With more than 676 new titles, the all-important French Fall publishing season has an assorted offerings this year.
The Fall publishing season in France is an important ritual on the French literary circuit. Every year, by the end of August, French booksellers get agitated, critics get irritated, and writers become nervous as a profusion of titles hits the bookshelves.
This season is no exception, with the publication of 676 novels, of which 466 are French and 210 foreign. However, after ten years of nearly-uninterrupted increases in literary production – in 1998, 488 novels were published; in 2007, there were 727 -- the trend is stabilizing.
Despite a slight decrease in numbers, however, one particular issue continues to be debated. Does this seasonal profusion of book offerings actually, in the end, harm the visibility of some of these new publications? Do titles have the chance to find their public or do they simply languish unnoticed on the bookshelves?
“It’s a false debate that recurs every year. [But] there are no sales declines. The business is doing well,” says Christine de Marzières, acting head of the French Publishers Association (SNE), a trade association of book publishers. De Marzières adds that books are the staple of the French cultural industry, in terms of turnover.
Ninety-eight publishers present their offerings this season
If the number of titles has stabilized, the number of publishers offering their wares has slightly increased. The Fall ’08 literary offering features 98 publishers compared with 90 last year. “The rise in small publishing houses adds to the creative mix,” says de Marzières, who adds that “the selection of manuscripts is the fuel that runs the trade.”
The French Publishers Association lists 5,000 publishers in France having less than 10 titles each on their catalogues. And these same small publishers benefit immensely from the Fall publishing season.
“I have published an average of ten books per year since 2002. But in general, I only publish three in the Fall season,” says Sabine Wespieser, founder of the eponymous publishing house. “Because one has to be careful and just publish the books in which we believe in, if we want to give them a chance.”
Generally created by former employees of leading publishing houses, small publishers aim to put out a select catalogue of titles that reflect their tastes and their publishing mission.
The catalogue: a publisher’s first goal.
Having worked for the French publishing houses Actes Sud and then Flammarion, Wespieser chose to launch her own publishing house in 2002 to defend “her” authors.
The success of the Sabine Wespieser imprint shows that patience can pay off. With a staff of three full-time employees, and one part-time worker, Wespieser today lists 68 titles on its catalogue, including bestsellers such as Duong Thu Huong’s “Ground of Lapsed Memories” (“Terre des oublis”) which sold nearly 250,000 copies.
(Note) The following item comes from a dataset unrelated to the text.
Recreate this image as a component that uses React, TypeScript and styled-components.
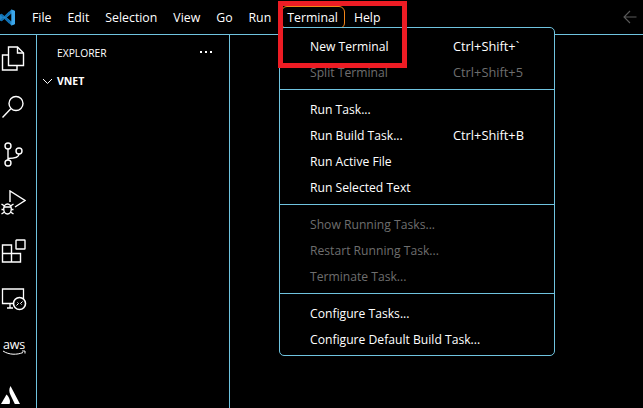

This year Wespieser published one of France’s most promising novelists: Philippe de la Génardière, with his “Year of the Eclipse” (“Année de l’éclipse”). With an initial publishing run of 5,000 copies, the book has already gone into reprint and is approaching the 10,000-copy mark.
But if publishing houses stress the importance of select books, they also need bestsellers to ‘balance their books’, so to speak. “Generally, with the well-known authors, such as Fred Vargas, a longtime Viviane Hamy author,” says Christine Andreucci, a journalist at the weekly “Livres Hebdo”, the editors can allow themselves to experiment.
Again, this year, experienced authors have not shied from small houses. Viviane Hamy, for instance, published “L’Incendie du Chiado”, Irvin Yalom’s “The Curse of the Hungarian Cat” (La malediction du chat hongrois) by Gallade and Rivages presented the latest David Lodge, “La vie en sourdine”.
The large historical publishers – about 20 publishers in France with more than 5,000 titles each – continue to make their offerings this year. Gallimard and Fayard have 18 novels each, Le Seuil 15, Grasset 14, Le Rocher 13, Flammarion and Actes Sud 12 each one, Stock 9, Plon and L’Olivier 7 each, and Le Mercure de France 6.
Making the 20,000-copies mark for a French bestseller
On the shelves, Amélie Nothomb for example, author among others of “Fear and Trembling”, is expected to do well. Her last book, “Le Fait du prince” sold 200,000 copies. Considering that a French book needs to sell 20,000 to become a bestseller, Nothomb has turned into a mass production figure.
Other media darlings belonging to an essentially French genre of chick lit, biographic or “autofiction” as it is known in French, peddle their works of intimate sexual revelations. Catherine Millet (author of the 2002 memoir, “The Sexual Life of Catherine M.” of which 700,000 copies were sold in France, and translated into 33 languages), writer and editor of the magazine “Art Press,” explores the jealousy at work in a couple put to the test by infidelity in “Day of Suffering” (“Jour de souffrance,”) while Christine Angot, in the same vein, offers her fourteenth novel, “The Market of Lovers” (Le Marché des Amants).